Coincover unveils latest digital asset product for further protection

credit: Shutterstock
credit: Shutterstock

Blockchain protection company Coincover has launched ‘Protected Co-Signing’ which adds an additional layer of protection to reduce the risks during digital asset transactions.

The new service adds to the existing co-signing model within digital asset custody. While the emergence of multi-sig wallets allowed different parties to share custody and reduce risk of loss from disaster scenarios, the addition of Coincover’s proprietary technology into the co-signing model further reduces the risk of transacting digital assets.  

Working with its partner Onramp, Coincover’s implementation of the technology will automatically screen transactions for any security risks, such as cases of fraud or hacking. 

Furthermore, the solution also provides a failsafe by applying Coincover’s insurance-backed warranty to transactions, providing a secure way to sign transactions.
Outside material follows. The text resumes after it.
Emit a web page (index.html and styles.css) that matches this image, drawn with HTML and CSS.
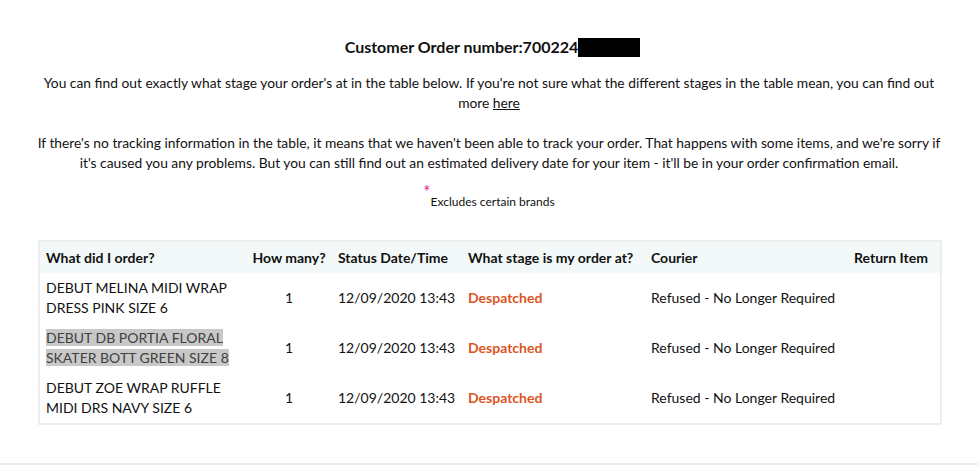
FILE: index.html
```html
<!DOCTYPE html>
<html lang="en">
<head>
<meta charset="utf-8">
<title>Order tracking</title>
<link rel="stylesheet" href="styles.css">
</head>
<body>
<main class="page">
  <section class="content">
    <h1 class="title">Customer Order number:700224<span class="redact"></span></h1>
    <p class="intro">You can find out exactly what stage your order's at in the table below. If you're not sure what the different stages in the table mean, you can find out more <a href="#" class="link">here</a></p>
    <p class="intro">If there's no tracking information in the table, it means that we haven't been able to track your order. That happens with some items, and we're sorry if it's caused you any problems. But you can still find out an estimated delivery date for your item - it'll be in your order confirmation email.</p>
    <p class="note"><span class="star">*</span><span class="note-text">Excludes certain brands</span></p>
    <table class="orders">
      <colgroup>
        <col class="c1"><col class="c2"><col class="c3"><col class="c4"><col class="c5"><col class="c6">
      </colgroup>
      <thead>
        <tr>
          <th>What did I order?</th>
          <th class="center">How many?</th>
          <th>Status Date/Time</th>
          <th>What stage is my order at?</th>
          <th>Courier</th>
          <th>Return Item</th>
        </tr>
      </thead>
      <tbody>
        <tr>
          <td>DEBUT MELINA MIDI WRAP DRESS PINK SIZE 6</td>
          <td class="center">1</td>
          <td>12/09/2020 13:43</td>
          <td class="stage">Despatched</td>
          <td>Refused - No Longer Required</td>
          <td></td>
        </tr>
        <tr>
          <td><span class="sel">DEBUT DB PORTIA FLORAL SKATER BOTT GREEN SIZE 8</span></td>
          <td class="center">1</td>
          <td>12/09/2020 13:43</td>
          <td class="stage">Despatched</td>
          <td>Refused - No Longer Required</td>
          <td></td>
        </tr>
        <tr>
          <td>DEBUT ZOE WRAP RUFFLE MIDI DRS NAVY SIZE 6</td>
          <td class="center">1</td>
          <td>12/09/2020 13:43</td>
          <td class="stage">Despatched</td>
          <td>Refused - No Longer Required</td>
          <td></td>
        </tr>
      </tbody>
    </table>
  </section>
  <footer class="foot"></footer>
</main>
</body>
</html>
```
FILE: styles.css
```css
html, body {
  margin: 0;
  padding: 0;
  background: #fff;
}
body {
  font-family: Lato, "Open Sans", sans-serif;
  color: #111;
  font-size: 14px;
}
.page {
  height: 465px;
  display: flex;
  flex-direction: column;
}
.content {
  width: 902px;
  margin: 0 auto;
  padding-top: 37px;
  flex: 1;
}
.title {
  font-size: 16px;
  font-weight: 700;
  text-align: center;
  margin: 0 0 16px;
  line-height: 20px;
  padding-left: 7px;
}
.redact {
  display: inline-block;
  width: 62px;
  height: 19px;
  background: #000;
  vertical-align: -4px;
}
.intro {
  text-align: center;
  line-height: 20px;
  margin: 0 -4px 20px;
  font-size: 13.8px;
}
.link {
  color: #111;
  text-decoration: underline;
}
.note {
  text-align: center;
  margin: -8px 0 0;
  line-height: 14px;
}
.star {
  color: #e0287f;
  font-size: 17px;
  vertical-align: 8px;
}
.note-text {
  font-size: 12px;
}
.orders {
  margin-top: 31px;
  width: 902px;
  border-collapse: collapse;
  table-layout: fixed;
  border: 2px solid #eeeeee;
}
.c1 { width: 207px; }
.c2 { width: 86px; }
.c3 { width: 130px; }
.c4 { width: 183px; }
.c5 { width: 203px; }
.c6 { width: 93px; }
.orders th {
  background: #f2f9f8;
  font-weight: 700;
  text-align: left;
  height: 31px;
  padding: 0 6px;
  line-height: 20px;
  white-space: nowrap;
}
.orders td {
  height: 50px;
  padding: 0 6px;
  line-height: 20px;
  vertical-align: middle;
}
.orders .center {
  text-align: center;
}
.orders .stage {
  color: #dc5525;
  font-weight: 700;
}
.sel {
  background: #c8c8c8;
  color: #404040;
}
.foot {
  height: 2px;
  background: #ececec;
  flex: none;
}
```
Alex Saleh, Head of Partnerships at Coincover, said: “This is another step forward in the evolution of digital asset custody. As transactions have developed over the years, certain industry pioneers have created ways to make cryptocurrencies safer to hold and transact. 

“Now, we’re taking this to the next level. Our aim is to encourage greater trust in digital assets at the institutional level and protected co-signing provides the ultimate layer of protection so that – even if something goes wrong – there is a safety net, allowing institutions to engage with cryptocurrencies with confidence.”  

Cryptocurrency transactions have continually increased over the last several years, becoming an increasingly viable payment solution. However, the proliferation of these transactions has also opened itself up to a flurry of fraudsters and scammers. 

In the most recent Chainalysis crypto crime report, the blockchain analysis firm found that up to $24.2bn worth of crypto was lost as part of fraudulent crime last year. Despite this dropping by 39% from 2022’s $39.6bn, Chainalysis also uncovered new tactics being used by fraudsters in the crypto space. 

The unique properties of private keys used in the signing of cryptocurrency transactions mean that there are risks involved in digital asset custody that can lead to funds being lost forever. Custody models which trust a single entity to sign transactions, such as single-institution custody or self-custody, can result in a single point of failure. 

Onramp is the first Coincover partner to bring this offering to the market, ensuring that customers benefit from extra layers of security. The solution is available to all custody platforms that use key material distributed between multiple entities to sign transactions.

Michael Tanguma, Co-Founder & CEO at Onramp, added: “Multi-institution custody is exciting because we believe it unlocks trillions of dollars in capital that has historically been waiting on the side-lines to get exposure to the best performing asset of the last decade. 

“By incorporating fault tolerance and redundancies via multiple world class institutions, clients can now get exposure to bitcoin and not risk their investment going to zero if they choose the wrong counterparty. 

“Protected Co-Signing is the next evolution of multi-institution custody, by incorporating additional assurances by way of Coincover’s proprietary risk engine, key signing, and Lloyd’s of London relationship, we can now layer in insurance to the already best in class enterprise custodiol solution.”